Ideas for joint economic governance are currently also being discussed in the taskforce convened by the president of the European Council, Herman van Rompuy. The taskforce members comprise the finance ministers of the EU's 27 member states, the Commissioner for Economic and Monetary Affairs, the president of the ECB and the president of the Eurogroup. The first proposals for the future management of economic policy in the EU and EMU are due to be published in early October. The comments of individual countries on the work of the taskforce are not publicly available. However, position papers have been published by the Commission (May 12 and June 30), the ECB (June 10) and the finance ministers of Germany and France (July 21) with proposals for European economic governance.
Our synopsis shows that the position papers contain both proposals for effective coordination of fiscal policy and macroeconomic surveillance, as well as proposals for future crisis mechanisms for the EU and the Eurozone. They do have similarities, but there are also differences between them.
* The preventive arm of the SGP is to enable more extensive intervention in national budgetary policy in future - for instance with a stronger focus on the sustainability of government debt and the stipulation that national budgets must be compatible with the SGP. The sanction proposed by the Commission and the German and French finance ministries is the lodging of interest-bearing deposits for member states that fail to comply sufficiently with the MTOs of the preventive arm. The ECB has not issued concrete proposals for sanctions, but has done so for surveillance mechanisms. It proposes the introduction of an independent fiscal agency to conduct permanent surveillance.
* For the corrective arm there is discussion on the one hand about speeding up the excessive deficit procedure (EDP), and on the other hand about quasi-automatic sanctions together with a reversal of voting arrangements: Commission proposals would then have to be rejected by a qualified majority of the Council - at present they have to be approved. This last proposal comes from the ECB and goes further than the provision originally agreed by European Council. This means there is no prospect of its implementation for the time being, because it would require a treaty amendment.

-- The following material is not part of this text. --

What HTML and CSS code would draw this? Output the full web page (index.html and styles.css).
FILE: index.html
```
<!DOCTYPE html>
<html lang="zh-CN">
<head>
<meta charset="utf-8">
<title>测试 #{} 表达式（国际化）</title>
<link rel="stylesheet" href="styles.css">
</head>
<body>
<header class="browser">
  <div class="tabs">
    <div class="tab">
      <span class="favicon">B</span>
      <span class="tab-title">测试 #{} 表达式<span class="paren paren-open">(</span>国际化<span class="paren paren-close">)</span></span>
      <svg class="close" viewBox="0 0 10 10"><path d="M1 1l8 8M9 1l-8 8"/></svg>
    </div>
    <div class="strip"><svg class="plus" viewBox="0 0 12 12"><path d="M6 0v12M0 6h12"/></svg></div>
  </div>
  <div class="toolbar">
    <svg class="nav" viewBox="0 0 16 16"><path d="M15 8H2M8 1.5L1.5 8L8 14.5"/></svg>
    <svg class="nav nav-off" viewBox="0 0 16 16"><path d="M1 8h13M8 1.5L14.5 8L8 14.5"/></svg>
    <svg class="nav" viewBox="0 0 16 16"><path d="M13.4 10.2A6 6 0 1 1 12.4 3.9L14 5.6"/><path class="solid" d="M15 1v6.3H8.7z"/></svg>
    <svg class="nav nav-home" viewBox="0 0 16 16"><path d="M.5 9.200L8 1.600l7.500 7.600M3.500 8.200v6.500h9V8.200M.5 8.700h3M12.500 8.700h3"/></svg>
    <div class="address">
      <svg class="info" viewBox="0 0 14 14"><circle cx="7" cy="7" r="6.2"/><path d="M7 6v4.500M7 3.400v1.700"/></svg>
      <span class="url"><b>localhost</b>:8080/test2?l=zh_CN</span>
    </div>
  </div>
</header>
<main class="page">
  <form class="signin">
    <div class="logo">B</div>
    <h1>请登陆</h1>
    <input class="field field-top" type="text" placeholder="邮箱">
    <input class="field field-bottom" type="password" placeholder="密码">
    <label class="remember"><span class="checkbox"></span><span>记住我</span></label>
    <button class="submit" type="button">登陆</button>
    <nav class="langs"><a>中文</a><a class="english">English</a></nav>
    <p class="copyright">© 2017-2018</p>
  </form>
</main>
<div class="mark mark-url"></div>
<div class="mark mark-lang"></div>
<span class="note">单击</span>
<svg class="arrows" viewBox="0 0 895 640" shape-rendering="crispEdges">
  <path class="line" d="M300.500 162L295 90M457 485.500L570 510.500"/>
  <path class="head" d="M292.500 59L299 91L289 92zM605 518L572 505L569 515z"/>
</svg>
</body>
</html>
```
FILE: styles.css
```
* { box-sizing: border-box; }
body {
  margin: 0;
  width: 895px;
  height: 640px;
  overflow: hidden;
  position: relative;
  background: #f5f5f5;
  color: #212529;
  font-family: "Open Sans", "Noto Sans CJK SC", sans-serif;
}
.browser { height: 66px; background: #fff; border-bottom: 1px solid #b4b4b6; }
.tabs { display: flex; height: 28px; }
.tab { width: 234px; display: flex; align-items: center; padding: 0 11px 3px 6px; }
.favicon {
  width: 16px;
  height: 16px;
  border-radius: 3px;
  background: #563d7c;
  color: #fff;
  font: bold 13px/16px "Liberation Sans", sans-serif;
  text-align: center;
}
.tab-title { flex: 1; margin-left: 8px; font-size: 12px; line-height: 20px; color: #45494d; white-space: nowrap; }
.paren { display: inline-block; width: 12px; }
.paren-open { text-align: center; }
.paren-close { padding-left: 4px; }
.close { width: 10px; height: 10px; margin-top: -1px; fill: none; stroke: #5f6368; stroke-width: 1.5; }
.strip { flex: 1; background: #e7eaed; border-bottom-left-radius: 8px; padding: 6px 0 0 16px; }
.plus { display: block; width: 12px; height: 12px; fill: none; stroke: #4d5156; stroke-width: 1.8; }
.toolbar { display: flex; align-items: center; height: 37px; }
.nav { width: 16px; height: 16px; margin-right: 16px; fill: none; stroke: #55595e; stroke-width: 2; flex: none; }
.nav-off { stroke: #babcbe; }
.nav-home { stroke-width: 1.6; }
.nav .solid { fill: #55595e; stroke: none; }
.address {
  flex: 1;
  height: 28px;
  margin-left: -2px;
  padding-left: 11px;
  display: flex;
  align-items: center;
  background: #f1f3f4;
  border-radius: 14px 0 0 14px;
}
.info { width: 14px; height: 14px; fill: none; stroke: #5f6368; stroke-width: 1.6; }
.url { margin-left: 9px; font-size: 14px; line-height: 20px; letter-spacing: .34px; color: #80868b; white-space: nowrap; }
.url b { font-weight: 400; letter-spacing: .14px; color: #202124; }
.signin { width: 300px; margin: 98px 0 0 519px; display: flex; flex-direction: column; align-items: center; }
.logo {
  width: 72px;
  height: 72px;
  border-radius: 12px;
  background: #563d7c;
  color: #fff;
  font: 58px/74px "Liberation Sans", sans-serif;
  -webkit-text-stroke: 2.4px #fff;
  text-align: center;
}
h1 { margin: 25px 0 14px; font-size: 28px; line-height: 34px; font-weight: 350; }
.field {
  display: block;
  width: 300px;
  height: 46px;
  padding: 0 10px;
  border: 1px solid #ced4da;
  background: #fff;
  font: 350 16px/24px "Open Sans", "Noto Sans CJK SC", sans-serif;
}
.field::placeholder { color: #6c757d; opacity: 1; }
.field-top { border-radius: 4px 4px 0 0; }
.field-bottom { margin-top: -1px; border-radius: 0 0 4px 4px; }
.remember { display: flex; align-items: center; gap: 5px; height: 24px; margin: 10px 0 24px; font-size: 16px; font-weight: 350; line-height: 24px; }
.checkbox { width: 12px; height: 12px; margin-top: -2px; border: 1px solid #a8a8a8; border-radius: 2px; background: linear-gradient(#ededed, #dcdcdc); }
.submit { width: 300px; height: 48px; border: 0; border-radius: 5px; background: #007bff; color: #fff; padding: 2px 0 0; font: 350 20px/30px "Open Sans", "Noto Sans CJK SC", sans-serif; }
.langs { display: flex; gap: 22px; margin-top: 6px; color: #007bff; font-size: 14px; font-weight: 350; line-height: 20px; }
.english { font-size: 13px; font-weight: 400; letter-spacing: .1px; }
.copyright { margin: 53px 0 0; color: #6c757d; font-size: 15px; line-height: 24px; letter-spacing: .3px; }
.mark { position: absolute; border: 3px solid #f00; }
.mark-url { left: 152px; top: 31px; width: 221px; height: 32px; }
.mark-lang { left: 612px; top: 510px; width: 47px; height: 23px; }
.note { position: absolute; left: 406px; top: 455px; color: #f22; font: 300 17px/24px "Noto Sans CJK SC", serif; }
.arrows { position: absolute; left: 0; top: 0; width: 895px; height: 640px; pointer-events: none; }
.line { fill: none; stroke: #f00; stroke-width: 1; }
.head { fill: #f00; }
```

* The final recommendation made by the Commission and the Franco-German duo is for a European semester - a phase in the first six months of each year when not only the national budgetary policies but also the economic policies of member states are coordinated for the following year. The ECB has not issued any proposals concerning this issue.
* The common feature of all macroeconomic coordination proposals is that they would like to install an early warning system with intervention measures administered by the Commission. The differences lie in the proposed indicators and the type and prospective severity of the sanctions. The strictest stance is taken by the ECB, which proposes sanctions modelled on the EDP. In this connection there is an interesting Franco-German proposal to enter into a political arrangement when voting is being conducted to achieve a de facto denial of voting rights. This would not require a treaty amendment.
* And finally, a crisis mechanism is proposed for countries in serious diffculties. All the parties involved are agreed that this crisis mechanism can only be activated under strict terms of conditionality in order to minimise the risk of moral hazard. While the Commission's proposals focus on solutions and compliance with certain conditions, the ECB's focus is on sanctions. This could hold even greater potential for conflict. Currently, however, this is not a problem as the existing crisis mechanism (EFSF) will not need to be replaced until 2013.
Our synopsis complements these comments. Three items need to be assessed individually.
* With regard to economic policy, the differentiation between proposals for eurozone and non-eurozone countries is likely to become an issue. Such a differentiation is made in the documents drawn up by the Commission and the Franco-German duo: potential sanctions and conditionality will play a lesser role with non-eurozone countries. While this appears plausible at first glance, the question that soon arises is to what extent an economic "core Europe" could leave behind the non-eurozone countries - and thereby indirectly prevent them from joining EMU.
* The European semester is set to become the topic of extensive debate in political circles. One critical issue will remain the integration of national parliaments with budgetary prerogatives. They will insist on exercising these rights, and that is why a European peer review of draft budgets prior to the national budget process is currently not yet conceivable. Even integrating the European Parliament might not solve this constitutional problem. Nevertheless, the European semester would even then be a suitable instrument for effective coordination via the exchange of information and information transparency.
* Last but not least, another issue is to what extent quasi-automatic sanctions and a reversal of the burden of proof in the EDP would influence market perceptions. It is conceivable that in this case alone the triggering of the EDP could lead to major reactions by market participants. On the other hand, such a change in processes of this kind - just like the European semester - would be a clear sign of a paradigm shift towards more serious budget coordination that could be rewarded by the markets.
All three documents make references to the objectives of the Europe 2020 growth agenda. This gives reason to hope that this growth agenda may be more successful than its predecessor.
Leaving that aside, it is currently still too early to assess whether the work of the taskforce will actually make the EU and EMU robust enough to ride out the rough waters that may lie ahead. The outlook is, however, good, if the proposals made by the Task force are based on the recently published orientations. They show that European economic governance must not necessarily contradict principles of market order and incentive-compatible economic policy - if it is properly designed.